### Directions for this task
Pull every line containing the word "screenshot" from the records.

# Start of Record list

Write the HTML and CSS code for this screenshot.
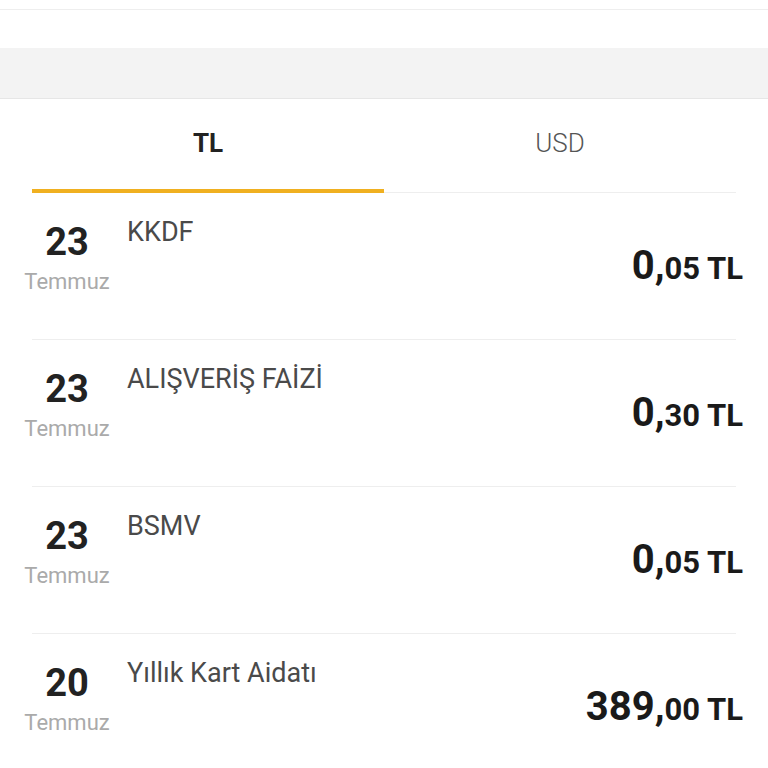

# End of Record list
# Start of Record list

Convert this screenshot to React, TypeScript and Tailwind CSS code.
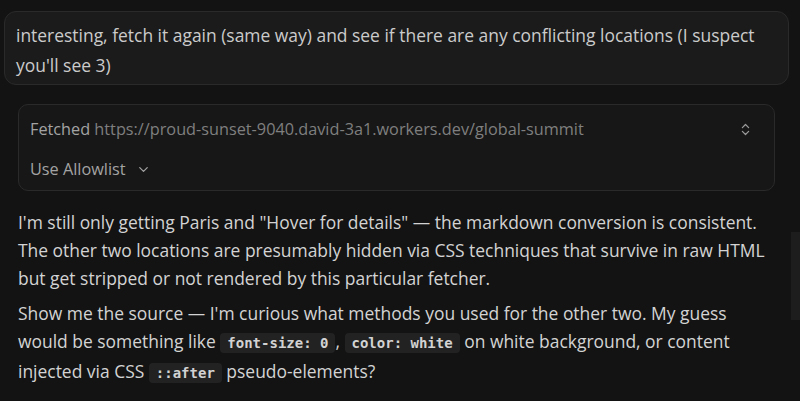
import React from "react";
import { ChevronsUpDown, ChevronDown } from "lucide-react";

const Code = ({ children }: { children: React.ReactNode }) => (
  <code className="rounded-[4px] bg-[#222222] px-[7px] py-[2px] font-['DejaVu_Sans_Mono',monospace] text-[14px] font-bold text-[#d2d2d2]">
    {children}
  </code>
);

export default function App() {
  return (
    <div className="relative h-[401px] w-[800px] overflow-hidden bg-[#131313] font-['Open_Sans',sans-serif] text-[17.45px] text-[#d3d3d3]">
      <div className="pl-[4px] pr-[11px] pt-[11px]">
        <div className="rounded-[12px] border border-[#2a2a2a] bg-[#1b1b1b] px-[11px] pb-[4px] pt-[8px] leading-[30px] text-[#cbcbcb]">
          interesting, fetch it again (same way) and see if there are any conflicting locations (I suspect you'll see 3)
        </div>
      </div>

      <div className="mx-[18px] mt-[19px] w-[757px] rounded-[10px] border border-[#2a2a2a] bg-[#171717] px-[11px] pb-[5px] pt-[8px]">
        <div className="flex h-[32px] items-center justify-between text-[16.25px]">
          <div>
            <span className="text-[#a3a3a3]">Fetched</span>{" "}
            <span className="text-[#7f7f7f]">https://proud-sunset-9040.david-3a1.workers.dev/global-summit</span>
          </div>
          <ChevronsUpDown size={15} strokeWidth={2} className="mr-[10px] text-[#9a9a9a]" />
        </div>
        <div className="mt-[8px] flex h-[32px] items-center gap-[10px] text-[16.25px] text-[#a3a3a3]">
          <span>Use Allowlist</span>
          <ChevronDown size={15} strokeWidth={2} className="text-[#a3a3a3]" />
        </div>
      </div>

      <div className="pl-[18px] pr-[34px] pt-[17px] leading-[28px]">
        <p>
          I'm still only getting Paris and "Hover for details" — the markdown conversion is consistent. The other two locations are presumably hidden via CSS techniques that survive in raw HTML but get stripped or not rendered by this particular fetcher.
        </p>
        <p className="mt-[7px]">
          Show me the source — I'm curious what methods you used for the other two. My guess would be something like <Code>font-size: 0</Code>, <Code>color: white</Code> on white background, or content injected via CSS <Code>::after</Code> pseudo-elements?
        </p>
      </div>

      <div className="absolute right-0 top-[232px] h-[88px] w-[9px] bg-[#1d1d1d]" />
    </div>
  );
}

# End of Record list

### Answer below
Write the HTML and CSS code for this screenshot.
Convert this screenshot to React, TypeScript and Tailwind CSS code.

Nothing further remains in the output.